O ülkelerde rejimler yerleşmiş, demokrasiyi hazmetmiş. Yönetimler hesap veriyor ve kansız kinsiz el değiştirebiliyor. Cumhuriyetler gerçek demokratik cumhuriyet. Krallıklar sembolik yani demokratik krallık durumunda.
Üçüncüsü:
AB üyelik sürecinin yeniden canlanmasının bizim için asıl sebebi ise dünyanın ve insanlığın sonunu getirecek dehşetli bir üçüncü dünya savaşı projesinin alt yapısı durumunda olan “medeniyetler çatışması” riskine karşı “medeniyetler ittifakı”nı güçlendirecek olması.
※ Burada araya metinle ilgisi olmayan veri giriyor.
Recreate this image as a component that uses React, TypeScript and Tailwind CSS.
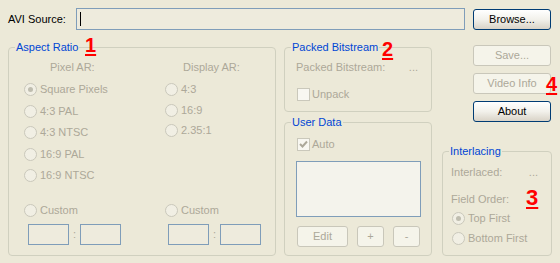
import React from "react";

const muted = "text-[#ACA899]";

function Radio({ label, checked = false }: { label: string; checked?: boolean }) {
  return (
    <div className={`flex items-center gap-[3px] ${muted}`}>
      <span className="w-[13px] h-[13px] rounded-full border border-[#CAC8BB] bg-[#F1EFE4] flex items-center justify-center">
        {checked && <span className="w-[5px] h-[5px] rounded-full bg-[#BFBDAF]" />}
      </span>
      <span>{label}</span>
    </div>
  );
}

function Check({ label, checked = false }: { label: string; checked?: boolean }) {
  return (
    <div className={`flex items-center gap-[2px] ${muted}`}>
      <span className="w-[13px] h-[13px] border border-[#CAC8BB] bg-[#F8F7F1] flex items-center justify-center">
        {checked && (
          <svg width="9" height="9" viewBox="0 0 9 9">
            <path d="M1 4 L3.5 6.5 L8 1.5" stroke="#ACA899" strokeWidth="2" fill="none" />
          </svg>
        )}
      </span>
      <span>{label}</span>
    </div>
  );
}

function Btn({ label, disabled = false, className = "" }: { label: string; disabled?: boolean; className?: string }) {
  return disabled ? (
    <button className={`h-[21px] rounded-[3px] border border-[#C9C7BA] bg-[#F5F4EA] text-[#ACA899] ${className}`}>
      {label}
    </button>
  ) : (
    <button
      className={`h-[21px] rounded-[3px] border border-[#003C74] bg-gradient-to-b from-white via-[#F2F1EB] to-[#D9D3C7] text-black ${className}`}
    >
      {label}
    </button>
  );
}

function Mark({ n, className }: { n: string; className: string }) {
  return (
    <span
      className={`absolute text-[20px] leading-[20px] font-bold text-[#FF0000] underline decoration-2 underline-offset-[2px] ${className}`}
    >
      {n}
    </span>
  );
}

function Group({
  title,
  mark,
  className = "",
  children,
}: {
  title: string;
  mark?: React.ReactNode;
  className?: string;
  children: React.ReactNode;
}) {
  return (
    <fieldset className={`border border-[#D0D0BF] rounded-[4px] ${className}`}>
      <legend className="relative ml-[6px] px-[1px] leading-[13px] text-[#0046D5]">
        {title}
        {mark}
      </legend>
      {children}
    </fieldset>
  );
}

function Field() {
  return <div className="w-[41px] h-[21px] border border-[#7F9DB9] bg-[#EEEBDD]" />;
}

export default function App() {
  return (
    <div className="w-[560px] h-[263px] bg-[#ECE9D8] px-[8px] pt-[8px] font-['Liberation_Sans',Arial,sans-serif] text-[11px] leading-[13px] text-black overflow-hidden">
      <div className="flex items-start">
        <div className="w-[68px] h-[22px] flex items-center">AVI Source:</div>
        <div className="w-[389px] h-[22px] border border-[#7F9DB9] bg-[#EEEBDD] flex items-center pl-[3px]">
          <span className="w-[1px] h-[14px] bg-black" />
        </div>
        <Btn label="Browse..." className="ml-[8px] mt-[1px] w-[78px]" />
      </div>

      <div className="flex mt-[11px]">
        <Group
          title="Aspect Ratio"
          mark={<Mark n="1" className="left-[70px] top-[-6px]" />}
          className="w-[268px] h-[215px]"
        >
          <div className="pl-[15px] pt-[7px]">
            <div className="grid grid-cols-[141px_1fr]">
              <div className="flex flex-col">
                <div className={`pl-[26px] ${muted}`}>Pixel AR:</div>
                <div className="mt-[5px]">
                  {["Square Pixels", "4:3 PAL", "4:3 NTSC", "16:9 PAL", "16:9 NTSC"].map((l, i) => (
                    <div key={l} className="h-[21.5px] flex items-center">
                      <Radio label={l} checked={i === 0} />
                    </div>
                  ))}
                </div>
              </div>
              <div className="flex flex-col">
                <div className={`pl-[18px] ${muted}`}>Display AR:</div>
                <div className="mt-[5.5px]">
                  {["4:3", "16:9", "2.35:1"].map((l) => (
                    <div key={l} className="h-[20.5px] flex items-center">
                      <Radio label={l} />
                    </div>
                  ))}
                </div>
              </div>
            </div>
            <div className="grid grid-cols-[141px_1fr] mt-[12.75px]">
              <div>
                <div className="h-[21.5px] flex items-center">
                  <Radio label="Custom" />
                </div>
                <div className="flex items-center mt-[3.25px] pl-[4px]">
                  <Field />
                  <span className={`w-[11px] text-center ${muted}`}>:</span>
                  <Field />
                </div>
              </div>
              <div>
                <div className="h-[21.5px] flex items-center">
                  <Radio label="Custom" />
                </div>
                <div className="flex items-center mt-[3.25px] pl-[3px]">
                  <Field />
                  <span className={`w-[11px] text-center ${muted}`}>:</span>
                  <Field />
                </div>
              </div>
            </div>
          </div>
        </Group>

        <div className="ml-[8px] w-[148px] flex flex-col">
          <Group
            title="Packed Bitstream"
            mark={<Mark n="2" className="left-[91px] top-[-2px]" />}
            className="h-[71px]"
          >
            <div className={`flex mt-[6.5px] pl-[11px] pr-[13px] ${muted}`}>
              <span>Packed Bitstream:</span>
              <span className="ml-auto">...</span>
            </div>
            <div className="mt-[14.5px] pl-[12px]">
              <Check label="Unpack" />
            </div>
          </Group>
          <Group title="User Data" className="h-[140px] mt-[4px]">
            <div className="mt-[9px] pl-[12px]">
              <Check label="Auto" checked />
            </div>
            <div className="mt-[10px] ml-[11px] w-[125px] h-[56px] border border-[#7F9DB9] bg-[#F4F3EC]" />
            <div className="mt-[9px] ml-[12px] flex gap-[9px]">
              <Btn label="Edit" disabled className="w-[51px]" />
              <Btn label="+" disabled className="w-[27px]" />
              <Btn label="-" disabled className="w-[27px]" />
            </div>
          </Group>
        </div>

        <div className="ml-[10px] w-[110px] flex flex-col">
          <Btn label="Save..." disabled className="ml-[31px] mt-[4px] w-[78px]" />
          <div className="relative ml-[31px] mt-[7px] w-[78px]">
            <Btn label="Video Info" disabled className="w-[78px]" />
            <Mark n="4" className="left-[73px] top-[1px]" />
          </div>
          <Btn label="About" className="ml-[31px] mt-[7px] w-[78px]" />
          <Group
            title="Interlacing"
            mark={<Mark n="3" className="left-[77px] top-[42px] text-[22px] leading-[22px]" />}
            className="h-[111px] mt-[23px]"
          >
            <div className={`flex mt-[7.5px] pl-[8px] pr-[13px] ${muted}`}>
              <span>Interlaced:</span>
              <span className="ml-auto">...</span>
            </div>
            <div className={`mt-[14px] pl-[8px] ${muted}`}>Field Order:</div>
            <div className="mt-[6px] pl-[9px]">
              <Radio label="Top First" checked />
            </div>
            <div className="mt-[7px] pl-[9px]">
              <Radio label="Bottom First" />
            </div>
          </Group>
        </div>
      </div>
    </div>
  );
}
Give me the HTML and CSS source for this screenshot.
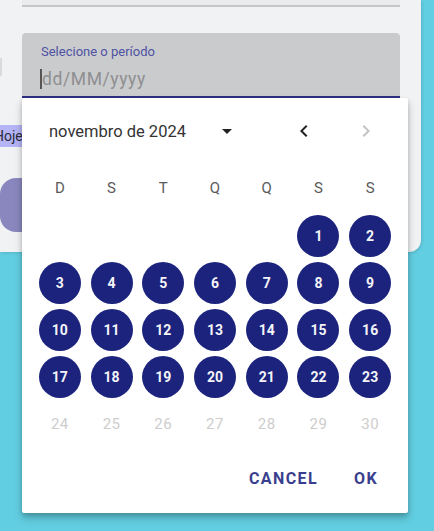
FILE: index.html
```html
<!DOCTYPE html>
<html lang="pt">
<head>
<meta charset="utf-8">
<link rel="stylesheet" href="styles.css">
</head>
<body>
<div class="card">
  <div class="top-field"></div>
  <div class="row-field">
    <span class="edge-mark"></span>
    <div class="date-field">
      <div class="label">Selecione o período</div>
      <div class="input"><span class="caret"></span><span class="placeholder">dd/MM/yyyy</span></div>
    </div>
  </div>
  <div class="hoje">Hoje</div>
  <div class="big-btn"></div>
</div>

<div class="picker">
  <div class="header">
    <div class="period">novembro de 2024</div>
    <svg class="ico drop" viewBox="0 0 24 24" width="24" height="24"><path d="M7 10l5 5 5-5z" fill="#222"/></svg>
    <svg class="ico prev" viewBox="0 0 24 24" width="24" height="24"><path d="M15.41 7.41L14 6l-6 6 6 6 1.41-1.41L10.83 12z" fill="#222"/></svg>
    <svg class="ico next" viewBox="0 0 24 24" width="24" height="24"><path d="M10 6L8.59 7.41 13.17 12l-4.58 4.59L10 18l6-6z" fill="#c4c4c4"/></svg>
  </div>
  <div class="grid weekdays">
    <span>D</span><span>S</span><span>T</span><span>Q</span><span>Q</span><span>S</span><span>S</span>
  </div>
  <div class="grid days">
    <span></span><span></span><span></span><span></span><span></span>
    <span class="d"><b>1</b></span><span class="d"><b>2</b></span>
    <span class="d"><b>3</b></span><span class="d"><b>4</b></span><span class="d"><b>5</b></span><span class="d"><b>6</b></span><span class="d"><b>7</b></span><span class="d"><b>8</b></span><span class="d"><b>9</b></span>
    <span class="d"><b>10</b></span><span class="d"><b>11</b></span><span class="d"><b>12</b></span><span class="d"><b>13</b></span><span class="d"><b>14</b></span><span class="d"><b>15</b></span><span class="d"><b>16</b></span>
    <span class="d"><b>17</b></span><span class="d"><b>18</b></span><span class="d"><b>19</b></span><span class="d"><b>20</b></span><span class="d"><b>21</b></span><span class="d"><b>22</b></span><span class="d"><b>23</b></span>
    <span class="off">24</span><span class="off">25</span><span class="off">26</span><span class="off">27</span><span class="off">28</span><span class="off">29</span><span class="off">30</span>
  </div>
  <div class="actions">
    <button class="btn">CANCEL</button>
    <button class="btn">OK</button>
  </div>
</div>
</body>
</html>
```

FILE: styles.css
```css
html, body {
  margin: 0;
  padding: 0;
}
body {
  width: 434px;
  height: 531px;
  overflow: hidden;
  background: #62cee1;
  font-family: Roboto, "Liberation Sans", sans-serif;
  position: relative;
}
.card {
  width: 421px;
  height: 252px;
  background: #f1f2f4;
  border-radius: 0 0 12px 0;
  box-shadow: 1px 1px 3px rgba(0,0,0,0.12);
  overflow: hidden;
  box-sizing: border-box;
}
.top-field {
  margin-left: 22px;
  width: 378px;
  height: 5px;
  background: #eaebed;
  border-bottom: 2px solid #c5c6c8;
}
.row-field {
  display: flex;
  align-items: flex-start;
  margin-top: 26px;
}
.edge-mark {
  width: 2px;
  height: 18px;
  margin-top: 25px;
  margin-right: 20px;
  background: #d9dadc;
}
.date-field {
  width: 378px;
  height: 63px;
  background: #cacbcd;
  border-radius: 4px 4px 0 0;
  border-bottom: 2px solid #2d3180;
}
.label {
  margin: 11px 0 0 19px;
  font-size: 13px;
  color: #4e52a3;
  line-height: 16px;
}
.input {
  display: flex;
  align-items: center;
  margin: 8px 0 0 18px;
  height: 22px;
}
.caret {
  width: 1.5px;
  height: 20px;
  background: #555;
  margin-right: 0.5px;
}
.placeholder {
  font-size: 17.5px;
  letter-spacing: 0.6px;
  color: #8f8f91;
}
.hoje {
  margin: 27px 0 0 -6px;
  width: 60px;
  height: 22px;
  line-height: 22px;
  background: #b4b4f6;
  font-size: 14px;
  color: #2a2a3a;
  border-radius: 2px;
}
.big-btn {
  margin-top: 31px;
  width: 80px;
  height: 54px;
  background: #8987bd;
  border-radius: 16px;
}

.picker {
  position: absolute;
  left: 22px;
  top: 98px;
  width: 386px;
  height: 415px;
  background: #fff;
  border-radius: 2px;
  box-shadow: 0 5px 8px rgba(0,0,0,0.22), 0 2px 4px rgba(0,0,0,0.14);
  box-sizing: border-box;
}
.header {
  display: flex;
  align-items: center;
  height: 40px;
  margin-top: 13px;
  padding-left: 27px;
}
.period {
  width: 166px;
  font-size: 16.5px;
  color: #333;
  white-space: nowrap;
}
.ico {
  display: block;
  flex: none;
}
.prev { margin-left: 53px; }
.next { margin-left: 38px; }
.grid {
  display: grid;
  grid-template-columns: repeat(7, 1fr);
  width: 362px;
  margin-left: 12px;
}
.weekdays {
  margin-top: 13px;
  height: 48px;
  align-items: center;
  justify-items: center;
  font-size: 15px;
  color: #5a5a5a;
}
.days {
  grid-auto-rows: 47px;
  align-items: center;
  justify-items: center;
}
.days .d b {
  display: flex;
  align-items: center;
  justify-content: center;
  width: 42px;
  height: 42px;
  border-radius: 50%;
  background: #1b237d;
  color: #f4f4f8;
  font-size: 14px;
  font-weight: 700;
}
.days .off {
  font-size: 15px;
  color: #cdcdcd;
  letter-spacing: 0.5px;
}
.actions {
  display: flex;
  justify-content: flex-end;
  gap: 8px;
  margin-top: 13px;
  padding-right: 10px;
}
.btn {
  min-width: 64px;
  height: 36px;
  padding: 0 8px;
  border: 0;
  background: transparent;
  font-family: Roboto, "Liberation Sans", sans-serif;
  font-size: 16px;
  font-weight: 700;
  letter-spacing: 1.4px;
  color: #3a3e8e;
}
```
Avrupa Birliği’nin İslam konusunda iddialı ülkesi İspanya ve o zamanlar AB’nin ciddi aday ülkesi olan Türkiye’nin öncülüğünde 2005 yılında kurulmuş olan ve daha sonra Birleşmiş Milletlerin bir alt örgütü haline gelen Medeniyetler İttifakı Girişimini unutmamalıyız.
Mİ’nin Avrupa’daki banisi ve hamisi, İspanya’nın eski Başbakanı Zapatero.
Bu girişimin buradaki banisi ise bu coğrafyanın merkez ülkesi Türkiye’de yirmi dört yıldır iktidarda olan AKP’nin lideri Erdoğan.
Ama aynı Erdoğan şimdilerde maalesef bu girişimin muharribi (tahrip edicisi).
17-25 Aralık 2013 ve bilhassa 15 Temmuz 2016 sonrasında, Ulusalcılar, “dinler arası diyalog bir terör örgütü projesidir” diyerek milleti de muhafazakâr entelektüelleri de korkutup kandırdı ve AB’yi, Avrupa’yı (ABD’yi) ve hatta topyekün Batıyı bir düşman kamp olarak göstermeyi başararak maksatlarına ulaştı.
Eskiden beri “Batı Kulübü” teraneleriyle Batıya topyekün düşmanmış gibi yapan toptancı Siyasal İslamcılar da bu dolmuşa kolaylıkla bindi.
Samimi muhafazakâr demokratlar ise Leyla ile Mecnun’un dostuna kıyıdan el sallayan İsmail Abi’si gibi AB’ye iştahla bakıp kalakaldı.
Hep yazıyoruz:
Düşmanı sık değişenin dostluğuna güven olmaz.
Bugün ekleyelim:
Düşmanını sık değiştirenin aklına itimat edilmez.
Bunları neden yazdık?
Brezilya, Rusya, Hindistan, Çin ve Güney Afrika Cumhuriyetinin kurduğu BRICS bazı yeni üyelerle genişlemeye ve gelişmeye çalışıyormuş. Allah sahibine bağışlasın. Gözümüz yok.
Zira bu ülkelerin devletlerinin hem “insan hakları ve hürriyetleri” diye fazlaca bir dertleri yok ve hem de milli gelirleri ortalama beş bin dolar civarında!
Ama Türkiye’yi keyfî ve kötü yönetenler, bu halleriyle AB kapısından kovuldukları için, son zamanlarda, AB’ye bırakınız alternatif olmayı, bunun hayalini dahi kuramayacak ne kadar örgüt varsa hepsinin sırayla kapısını çalıyor. Şangay Beşlisinden “hey onbeşli onbeşli”sine kadar!
Bu BRICS bize nedense tuğlayı ve ıvır zıvırı hatırlatıyor. (Fransızlar ıvır zıvıra “a bric et a brac” diyorlar!)